Alchemical Processes in Contemporary Jewellery
Searching for beauty in contemporary jewellery through alchemical processes
Zoe Jay Veness
Supervised by Wendy Parker
The research project investigates contemporary jewellery practice according to alchemical processes to seek alternative expressions of beauty that eschew the intrinsic or monetary value of the materials employed. Beauty is therefore examined through a transformation of mundane materials according to numerical systems that reference models in nature to emphasise the value of aesthetics while affirming the value of the idea, of hand work and of extensive and reflective design and making processes.
Different approaches to contemporary jewellery practice that challenge popular understandings of jewellery as being ‘ostentatiously impressive and expensive’ (Dormer, Peter and Turner, Ralph (1985) The New Jewelry. Thames and Hudson, London p.7.) are examined in this research. In some categories of jewellery, particularly those promulgated by the commercial jewellery trade, precious materials such as gold and diamonds equate monetary value with status, wealth, prestige and exclusivity. These ‘values’ are challenged by many contemporary jewellery practitioners for whom jewellery possesses the power to communicate beyond public declarations of wealth.
In this research the popular notion of preciousness in relation to commercial jewellery refers to the predominant use of precious materials combined with customary forms and techniques. This image of preciousness is questioned through unconventional treatments of precious materials in contemporary jewellery. The notions of abusing and contrasting are extrapolated from a survey of contemporary jewellery between the period 1980-2003 to structure these investigations. Contemporary jewellery by Lisa Walker, Robert Smit, Karl Fritsch, Gijs Bakker, Stephanie Jendis, Mari Ishikawa and Mark Vaarwerk illustrate these approaches to contemporary jewellery practice that pursue broader meanings for jewellery beyond the popular assumption of jewellery as bearers of monetary value.
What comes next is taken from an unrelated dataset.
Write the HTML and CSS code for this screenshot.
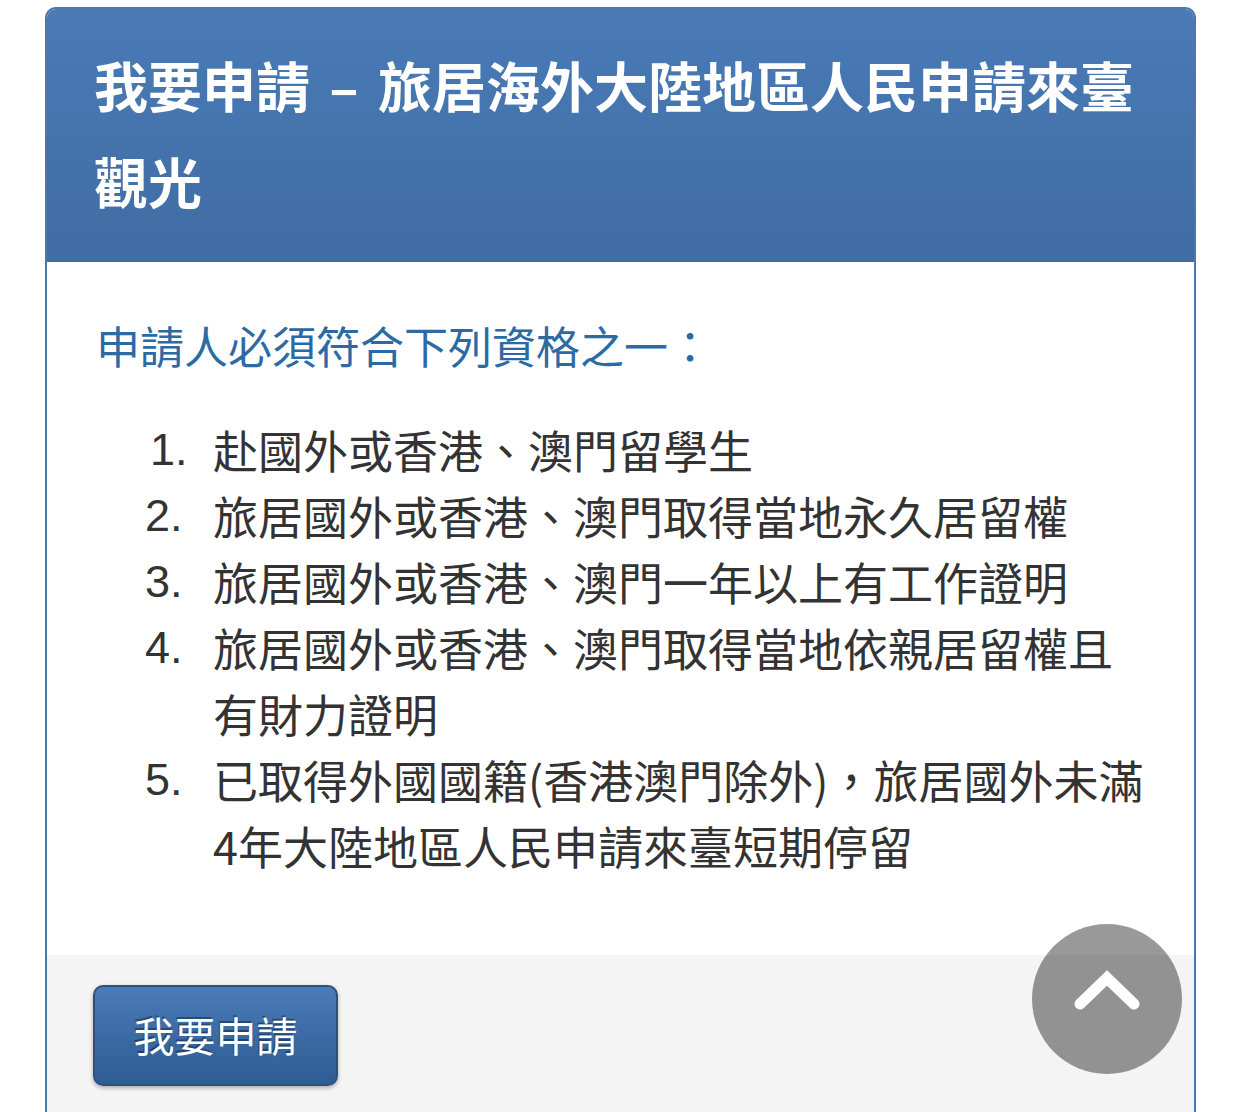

This inquiry is expanded to examine the values of hand skills, extensive experimentation and incremental refinement as part of a process analogous to alchemy. This alchemical theme borrowed from Game and Goring (1998) as well as from Helen W. Drutt English (Holzach 2002) describes a magical transformation of materials considered worthless by mainstream society into objects of desire. The paper jewellery of Nel Linssen is a focal point for this examination.
A search for beauty underpins the objective to transform everyday materials in contemporary jewellery practice. Beauty is examined in contemporary jewellery through numerical systems with reference to models in nature, their additive growth, rhythm and repetition as a means to emphasise the value of aesthetics.
The investigation is limited to the domain of contemporary wearables. The significance of this work is to affirm the value of the idea, of hand work and of extensive and reflective design and making processes within contemporary jewellery practice. The research aims to contribute towards an expansive and poetic vision for contemporary jewellery.